Task prompt
Filter the entries below, keeping only lines with the word "React".

Record list
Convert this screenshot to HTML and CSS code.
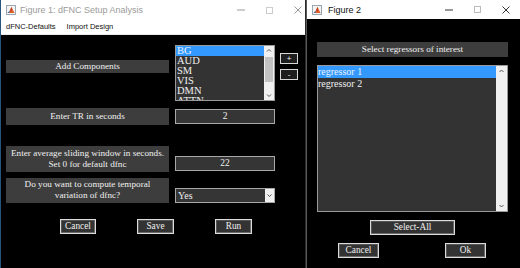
FILE: index.html
```html
<!DOCTYPE html>
<html>
<head>
<meta charset="utf-8">
<link rel="stylesheet" href="styles.css">
</head>
<body>
<div class="win fig1">
  <div class="titlebar">
    <svg class="appicon" width="10" height="10" viewBox="0 0 10 10"><rect x="0.5" y="0.5" width="9" height="9" fill="#f4f4f4" stroke="#9aa6b2"/><polygon points="1.5,8 4,5.5 5.5,1.8 7,5 8.6,8" fill="#e0602a"/><polygon points="4,5.5 5.5,1.8 5.8,6" fill="#b8321a"/><polygon points="1.5,8 4,5.5 3.4,8" fill="#3a78b8"/></svg>
    <span class="title inactive">Figure 1: dFNC Setup Analysis</span>
    <div class="controls c1">
      <svg width="8" height="8" viewBox="0 0 8 8"><line x1="0" y1="4" x2="8" y2="4" stroke="#999" stroke-width="1"/></svg>
      <svg width="7" height="7" viewBox="0 0 7 7"><rect x="0.5" y="0.5" width="6" height="6" fill="none" stroke="#ccc"/></svg>
      <svg width="8" height="8" viewBox="0 0 8 8"><path d="M0.5 0.5L7.5 7.5M7.5 0.5L0.5 7.5" stroke="#999" stroke-width="1"/></svg>
    </div>
  </div>
  <div class="menubar"><span class="menu">dFNC-Defaults</span><span class="menu">Import Design</span></div>
  <div class="content1">
    <div class="row r1">
      <div class="label l1">Add Components</div>
      <div class="listbox lb1">
        <div class="items">
          <div class="item sel">BG</div>
          <div class="item">AUD</div>
          <div class="item">SM</div>
          <div class="item">VIS</div>
          <div class="item">DMN</div>
          <div class="item">ATTN</div>
        </div>
        <div class="sbar sb1">
          <svg class="arr" width="10" height="9" viewBox="0 0 10 9"><polyline points="3,5.5 5,3.5 7,5.5" fill="none" stroke="#555" stroke-width="1"/></svg>
          <div class="track"><div class="thumb"></div></div>
          <svg class="arr" width="10" height="9" viewBox="0 0 10 9"><polyline points="3,3.5 5,5.5 7,3.5" fill="none" stroke="#555" stroke-width="1"/></svg>
        </div>
      </div>
      <div class="pm">
        <div class="smallbtn">+</div>
        <div class="smallbtn">-</div>
      </div>
    </div>
    <div class="row r2">
      <div class="label l2">Enter TR in seconds</div>
      <div class="field f2">2</div>
    </div>
    <div class="row r3">
      <div class="label l3">Enter average sliding window in seconds.<br>Set 0 for default dfnc</div>
      <div class="field f3">22</div>
    </div>
    <div class="row r4">
      <div class="label l4">Do you want to compute temporal<br>variation of dfnc?</div>
      <div class="popup">
        <span class="ptext">Yes</span>
        <span class="pbtn"><svg width="9" height="9" viewBox="0 0 9 9"><polyline points="2.5,3.5 4.5,5.5 6.5,3.5" fill="none" stroke="#555" stroke-width="1"/></svg></span>
      </div>
    </div>
    <div class="btnrow1">
      <div class="btn b-cancel1">Cancel</div>
      <div class="btn b-save">Save</div>
      <div class="btn b-run">Run</div>
    </div>
  </div>
</div>
<div class="win fig2">
  <div class="titlebar tb2">
    <svg class="appicon" width="10" height="10" viewBox="0 0 10 10"><rect x="0.5" y="0.5" width="9" height="9" fill="#f4f4f4" stroke="#9aa6b2"/><polygon points="1.5,8 4,5.5 5.5,1.8 7,5 8.6,8" fill="#e0602a"/><polygon points="4,5.5 5.5,1.8 5.8,6" fill="#b8321a"/><polygon points="1.5,8 4,5.5 3.4,8" fill="#3a78b8"/></svg>
    <span class="title">Figure 2</span>
    <div class="controls c2">
      <svg width="8" height="8" viewBox="0 0 8 8"><line x1="0" y1="4" x2="8" y2="4" stroke="#333" stroke-width="1"/></svg>
      <svg width="7" height="7" viewBox="0 0 7 7"><rect x="0.5" y="0.5" width="6" height="6" fill="none" stroke="#bbb"/></svg>
      <svg width="8" height="8" viewBox="0 0 8 8"><path d="M0.5 0.5L7.5 7.5M7.5 0.5L0.5 7.5" stroke="#333" stroke-width="1"/></svg>
    </div>
  </div>
  <div class="content2">
    <div class="label l5">Select regressors of interest</div>
    <div class="listbox lb2">
      <div class="items items2">
        <div class="item sel">regressor 1</div>
        <div class="item">regressor 2</div>
      </div>
      <div class="sbar sb2">
        <svg class="arr" width="11" height="10" viewBox="0 0 11 10"><polyline points="3.5,6 5.5,4 7.5,6" fill="none" stroke="#555" stroke-width="1"/></svg>
        <div class="track"></div>
        <svg class="arr" width="11" height="10" viewBox="0 0 11 10"><polyline points="3.5,4 5.5,6 7.5,4" fill="none" stroke="#555" stroke-width="1"/></svg>
      </div>
    </div>
    <div class="btn b-selall">Select-All</div>
    <div class="btnrow2">
      <div class="btn b-cancel2">Cancel</div>
      <div class="btn b-ok">Ok</div>
    </div>
  </div>
</div>
</body>
</html>
```

FILE: styles.css
```css
* { box-sizing: border-box; }
html, body { margin: 0; padding: 0; }
body {
  width: 520px;
  height: 268px;
  overflow: hidden;
  background: #000;
  display: flex;
  font-family: "Liberation Serif", "Times New Roman", serif;
  color: #eee;
}
.win { height: 268px; background: #000; display: flex; flex-direction: column; }
.fig1 { width: 306px; border-left: 1px solid #27557d; border-right: 1px solid #2a2a2a; }
.fig2 { width: 214px; border-left: 1px solid #5a5a5a; }

.titlebar {
  height: 20px;
  background: #fff;
  display: flex;
  align-items: center;
  font-family: "Liberation Sans", Arial, sans-serif;
  font-size: 9px;
  color: #111;
}
.tb2 { height: 19px; }
.appicon { margin-left: 5px; margin-right: 4px; flex: none; }
.tb2 .appicon { margin-left: 5px; margin-right: 6px; }
.title.inactive { color: #9a9a9a; }
.controls { margin-left: auto; display: flex; align-items: center; gap: 21px; }
.c1 { padding-right: 3px; }
.c2 { padding-right: 10px; }

.menubar {
  height: 15px;
  background: #fff;
  display: flex;
  align-items: center;
  padding-left: 5px;
  padding-bottom: 1px;
  font-family: "Liberation Sans", Arial, sans-serif;
  font-size: 7.5px;
  color: #111;
  gap: 11px;
  border-bottom: 1px solid #e8e8e8;
}

.content1 { padding-top: 10px; display: flex; flex-direction: column; }
.row { display: flex; align-items: flex-start; }
.label {
  background: #3d3d3d;
  color: #f0f0f0;
  font-size: 9.2px;
  text-align: center;
  display: flex;
  align-items: center;
  justify-content: center;
  line-height: 11px;
  white-space: nowrap;
}
.l1, .l2, .l3, .l4 { margin-left: 5px; width: 163px; }
.l1 { margin-top: 15px; height: 13px; }
.r2 { margin-top: 7px; }
.l2 { height: 17px; }
.r3 { margin-top: 21px; }
.l3 { height: 26px; }
.r4 { margin-top: 6px; }
.l4 { height: 25px; line-height: 10.5px; padding-bottom: 2px; }

.listbox { background: #333; border: 1px solid #9a9a9a; display: flex; overflow: hidden; }
.lb1 { margin-left: 6px; width: 100px; height: 56px; }
.items { flex: 1; overflow: hidden; }
.item { font-size: 10.5px; line-height: 10px; height: 10px; padding-left: 1px; color: #f0f0f0; white-space: nowrap; }
.item.sel { background: #3399ff; color: #eaf4ff; }
.items2 .item { font-size: 10px; line-height: 11.5px; height: 11.5px; padding-left: 0; }
.sbar { background: #f0f0f0; display: flex; flex-direction: column; flex: none; }
.sb1 { width: 10px; }
.sb2 { width: 11px; }
.arr { display: block; flex: none; }
.track { flex: 1; padding: 1px 1px; }
.thumb { height: 25px; background: #c2c2c2; margin-top: 1px; }

.pm { margin-left: 5px; margin-top: 8px; display: flex; flex-direction: column; gap: 5px; }
.smallbtn {
  width: 18px; height: 11px;
  background: #1e1e1e;
  border: 1px solid #d8d8d8;
  color: #fff;
  font-family: "Liberation Sans", Arial, sans-serif;
  font-size: 8px;
  line-height: 9px;
  text-align: center;
}

.field {
  margin-left: 6px;
  width: 100px;
  height: 15px;
  background: #353535;
  border: 1px solid #a8a8a8;
  color: #f0f0f0;
  font-size: 9.5px;
  line-height: 13px;
  text-align: center;
}
.f2 { margin-top: 1px; }
.f3 { margin-top: 10px; }

.popup {
  margin-left: 6px;
  margin-top: 10px;
  width: 100px;
  height: 15px;
  background: #353535;
  border: 1px solid #a8a8a8;
  display: flex;
  align-items: center;
}
.ptext { flex: 1; font-size: 10px; padding-left: 2px; color: #f0f0f0; }
.pbtn { width: 9px; height: 13px; background: #f0f0f0; display: flex; align-items: center; justify-content: center; }

.btn {
  background: #333;
  border: 1px solid #dcdcdc;
  box-shadow: inset -1px -1px 0 #6a6a6a, inset 1px 1px 0 #555;
  color: #f0f0f0;
  font-size: 9.3px;
  text-align: center;
  height: 15px;
  line-height: 13px;
}
.btnrow1 { display: flex; margin-top: 16px; padding-left: 59px; gap: 41px; }
.b-cancel1 { width: 36px; }
.b-save, .b-run { width: 37px; }

.content2 { padding-left: 10px; display: flex; flex-direction: column; }
.l5 { margin-top: 23px; width: 191px; height: 15px; }
.lb2 { margin-top: 8px; width: 191px; height: 147px; }
.b-selall { margin-top: 8px; margin-left: 53px; width: 85px; }
.btnrow2 { display: flex; margin-top: 8px; padding-left: 21px; gap: 66px; }
.b-cancel2, .b-ok { width: 41px; }
```
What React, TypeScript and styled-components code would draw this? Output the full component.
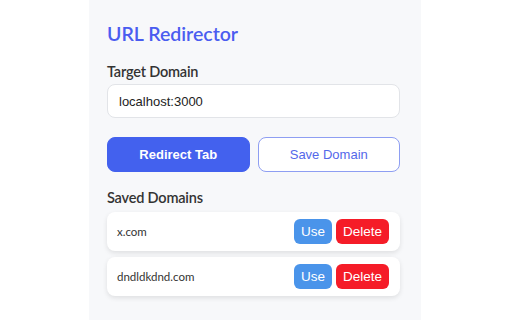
import React from "react";
import styled, { createGlobalStyle } from "styled-components";

const GlobalStyle = createGlobalStyle`
  html, body {
    margin: 0;
    padding: 0;
    background: #ffffff;
  }
  body {
    font-family: Lato, "Liberation Sans", Arial, sans-serif;
  }
`;

const Page = styled.div`
  display: flex;
  justify-content: center;
  width: 512px;
  height: 320px;
  overflow: hidden;
`;

const Panel = styled.div`
  width: 332px;
  min-height: 320px;
  box-sizing: border-box;
  margin-left: -2px;
  padding: 20px 21px 0 18px;
  background: #f7f8fa;
  display: flex;
  flex-direction: column;
`;

const Title = styled.h1`
  margin: 0 0 14px;
  font-family: Lato, sans-serif;
  font-size: 19.5px;
  line-height: 28px;
  font-weight: 600;
  color: #4a5cf0;
`;

const Label = styled.div`
  font-family: Lato, sans-serif;
  font-size: 14.5px;
  line-height: 20px;
  font-weight: 600;
  letter-spacing: -0.2px;
  color: #333;
  margin-bottom: 2px;
`;

const Input = styled.input`
  box-sizing: border-box;
  width: 100%;
  height: 34px;
  padding: 0 11px;
  border: 1px solid #e2e4e8;
  border-radius: 8px;
  background: #fff;
  font-family: "Liberation Sans", Arial, sans-serif;
  font-size: 13px;
  color: #222;
  outline: none;
`;

const ButtonRow = styled.div`
  display: grid;
  grid-template-columns: 1fr 1fr;
  gap: 8px;
  margin-top: 19px;
`;

const MainButton = styled.button<{ $primary?: boolean }>`
  height: 35px;
  border-radius: 8px;
  font-family: "Liberation Sans", Arial, sans-serif;
  font-size: 13px;
  cursor: pointer;
  border: ${(p) => (p.$primary ? "1px solid #4361ee" : "1.5px solid #8e9ef2")};
  background: ${(p) => (p.$primary ? "#4361ee" : "#ffffff")};
  color: ${(p) => (p.$primary ? "#ffffff" : "#5468ea")};
  font-weight: ${(p) => (p.$primary ? 700 : 400)};
`;

const SectionTitle = styled(Label)`
  margin-top: 16px;
  margin-bottom: 4px;
`;

const List = styled.div`
  display: flex;
  flex-direction: column;
  gap: 6px;
`;

const Card = styled.div`
  display: flex;
  align-items: center;
  justify-content: space-between;
  height: 39px;
  padding: 0 11px 0 10px;
  background: #fff;
  border-radius: 8px;
  box-shadow: 0 2px 5px rgba(0, 0, 0, 0.1);
`;

const DomainName = styled.span`
  font-family: Lato, sans-serif;
  font-size: 11.5px;
  color: #333;
`;

const Actions = styled.div`
  display: flex;
  gap: 4px;
`;

const SmallButton = styled.button<{ $danger?: boolean }>`
  height: 25px;
  padding: 0 7px;
  border: none;
  border-radius: 6px;
  font-family: "Liberation Sans", Arial, sans-serif;
  font-size: 13.5px;
  color: #fff;
  cursor: pointer;
  background: ${(p) => (p.$danger ? "#f51c28" : "#4a94ea")};
`;

const domains = ["x.com", "dndldkdnd.com"];

export default function App() {
  return (
    <>
      <GlobalStyle />
      <Page>
        <Panel>
          <Title>URL Redirector</Title>
          <Label>Target Domain</Label>
          <Input defaultValue="localhost:3000" />
          <ButtonRow>
            <MainButton $primary>Redirect Tab</MainButton>
            <MainButton>Save Domain</MainButton>
          </ButtonRow>
          <SectionTitle>Saved Domains</SectionTitle>
          <List>
            {domains.map((d) => (
              <Card key={d}>
                <DomainName>{d}</DomainName>
                <Actions>
                  <SmallButton>Use</SmallButton>
                  <SmallButton $danger>Delete</SmallButton>
                </Actions>
              </Card>
            ))}
          </List>
        </Panel>
      </Page>
    </>
  );
}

Exercise answer
What React, TypeScript and styled-components code would draw this? Output the full component.
import React from "react";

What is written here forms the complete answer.